New Tax Law Helps Many Future and Current Retirees

reviewing your tax plans by Aubrey Lovegrove

The President has given the go-ahead on a new federal tax law, which was signed off on around mid-December of last year. The provisions within this new law can be quite beneficial for many who are nearing or are in retirement.

In this article, we go over a few of these provisions and how they can make a positive impact on you.

Required minimum distribution. Also known as

RMDs, this provision made those that reached the age of 70 and a half receive a distribution from their IRAs regardless if they needed it or not.

Those that were working past this age limit would still need to take RMDs, which could put them at a higher tax rate.

Some people just do not wish to tap into their retirement accounts until they need to in their retirement. Also, the longer they can keep their savings in their account, the more money they can gain through compound interest.

The new tax law changes the age limit to 72 and a half. The expectancy life tables have also been revised to show a longer anticipated life expectancy.

This can allow many to delay a year from having to take money from their retirement accounts, which can enable them to make more money and avoid adding more earnings to their taxable income.

Child care.

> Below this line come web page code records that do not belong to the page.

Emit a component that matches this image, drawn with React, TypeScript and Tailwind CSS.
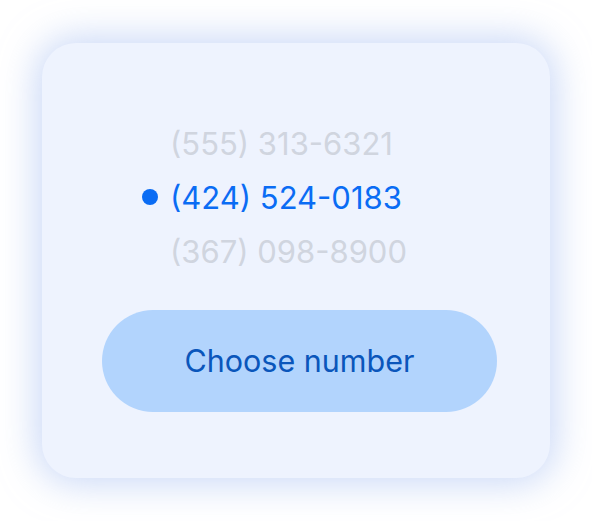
const numbers = [
  { value: "(555) 313-6321", active: false },
  { value: "(424) 524-0183", active: true },
  { value: "(367) 098-8900", active: false },
];

export default function App() {
  return (
    <div className="flex h-[521px] w-[592px] items-center justify-center bg-white font-['Inter','Open_Sans',sans-serif]">
      <div className="flex h-[435px] w-[508px] flex-col rounded-[34px] bg-[#eef3fe] pt-[73px] pb-[66px] shadow-[0_0_36px_6px_rgba(160,186,240,0.55)]">
        <ul className="flex flex-col pl-[100px]">
          {numbers.map((n) => (
            <li key={n.value} className="flex h-[54px] items-center">
              <span
                className={
                  n.active
                    ? "mr-[12px] h-[16px] w-[16px] rounded-full bg-[#0a6cf4]"
                    : "mr-[12px] h-[16px] w-[16px]"
                }
              />
              <span
                className={
                  n.active
                    ? "text-[31px] leading-none text-[#0a6cf4]"
                    : "text-[31px] leading-none text-[#d0d5df]"
                }
              >
                {n.value}
              </span>
            </li>
          ))}
        </ul>
        <button
          type="button"
          className="mt-[32px] ml-[60px] flex h-[102px] w-[395px] items-center justify-center rounded-full bg-[#b2d4fd] text-[30.5px] text-[#0a56bb]"
        >
          Choose number
        </button>
      </div>
    </div>
  );
}
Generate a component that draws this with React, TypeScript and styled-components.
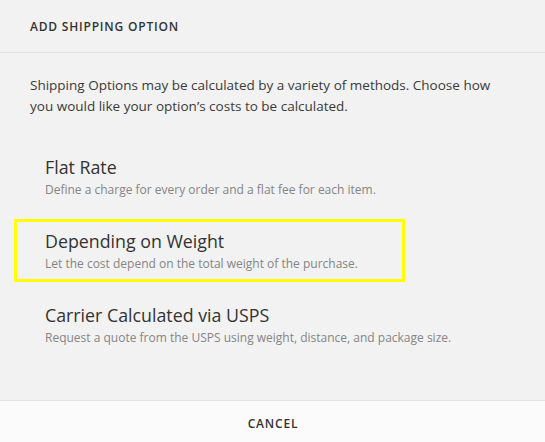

Sometimes, new parents need to touch some money they have in their retirement accounts due to the event of the birth or adoption of their child.

In most cases, these withdrawals are made before 59 and a half, which means they will face a 10% tax penalty.

The new tax law will allow eligible parents to be exempted to a certain extent for certain expenses related to the birth or adoption of their child.

Both parents can each take out $5,000 each from their retirement account and will not be liable to the 10% tax penalty.

Foster care. Under old tax laws, a foster care provider received money from the government that was not taxable.

Those that solely made a living off providing foster care were unable to make contributions to a retirement plan because they did not have any taxable earnings. Retirement plans generally have a requirement that the individual must have taxable earnings.

Under the new law, certain qualified foster care providers will be allowed to create or participate in a retirement plan, which enables them to make contributions toward their retirement.

However, these contributions will not be deductible as they are still getting non-taxable earnings.